Tirania – Acrescenta ainda que os agentes públicos eleitos têm
privilégios, que não são prerrogativas de Estado, outorgados pelos
próprios operadores do Estado. "Com esses privilégios e os domínios dos
cargos, temos uma oligarquia no sentido exato da palavra. Há uma odiosa
separação entre o cidadão comum e o que opera o Estado. Isto é o
passaporte para a impunidade", explica Romano.
Ele acrescenta que é preciso pôr fim à tirania existente no Estado
brasileiro. "Tirano é aquele que usa os bens dos governados como se
fossem seus. Nosso governo é uma tentativa de democracia dominada pela
tirania desses operadores do Estado."
Atuação eleitoral – O direito de os partidos participarem das eleições
também se encontra no debate para melhorar o funcionamento da democracia
no País. Segundo Romano, para que uma sigla partidária tivesse direito
de participar das eleições para os poderes Legislativo e Executivo,
deveria ter um número, ter presença expressiva em muitos distritos e
cidades dos estados do País.
"O que é importante na lógica e na essência dos partidos é que ele
cresça na base da sociedade e, depois, se apresente como alternativa de
poder no Estado. Sempre lembrando que deve ter mecanismos internos
democráticos, com a realização de eleições primárias", diz Romano.
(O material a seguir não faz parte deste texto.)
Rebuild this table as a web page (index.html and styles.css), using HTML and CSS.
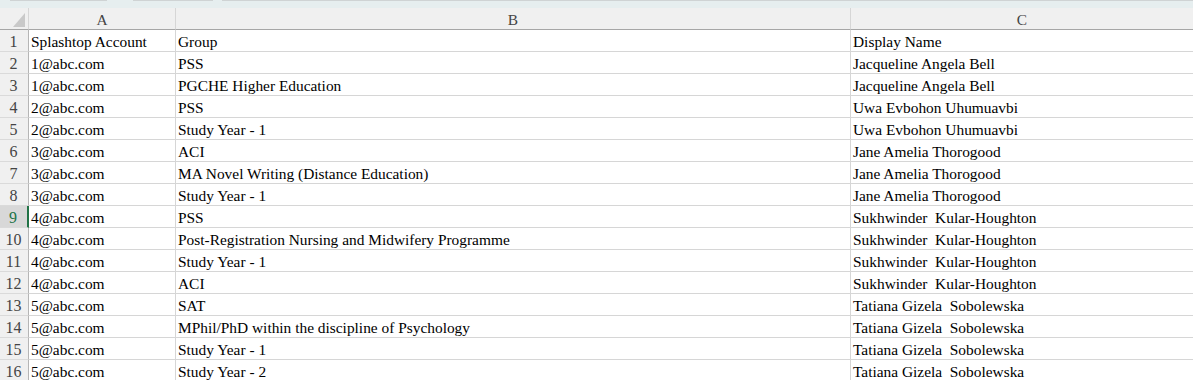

Partidos artificiais – Segundo Romano, hoje, políticos reúnem pequenos
grupos e alguns outros parlamentares, em vários estados, e criam
artificialmente um partido. "Em muitas das nossas organizações
partidárias, os programas do partido existem apenas para enganar a
Justiça Eleitoral."
Acrescenta que a grande quantidade de partidos no País não deriva de
divisões na sociedade nem de "projetos conflitantes no meio social e de
propostas democráticas com diferenças na organização do Estado e da
sociedade". Para ele, a maioria das agremiações políticas hoje atende
"única e exclusivamente aqueles que têm como profissão fazer política.
Esta distorção deteriora o ambiente político."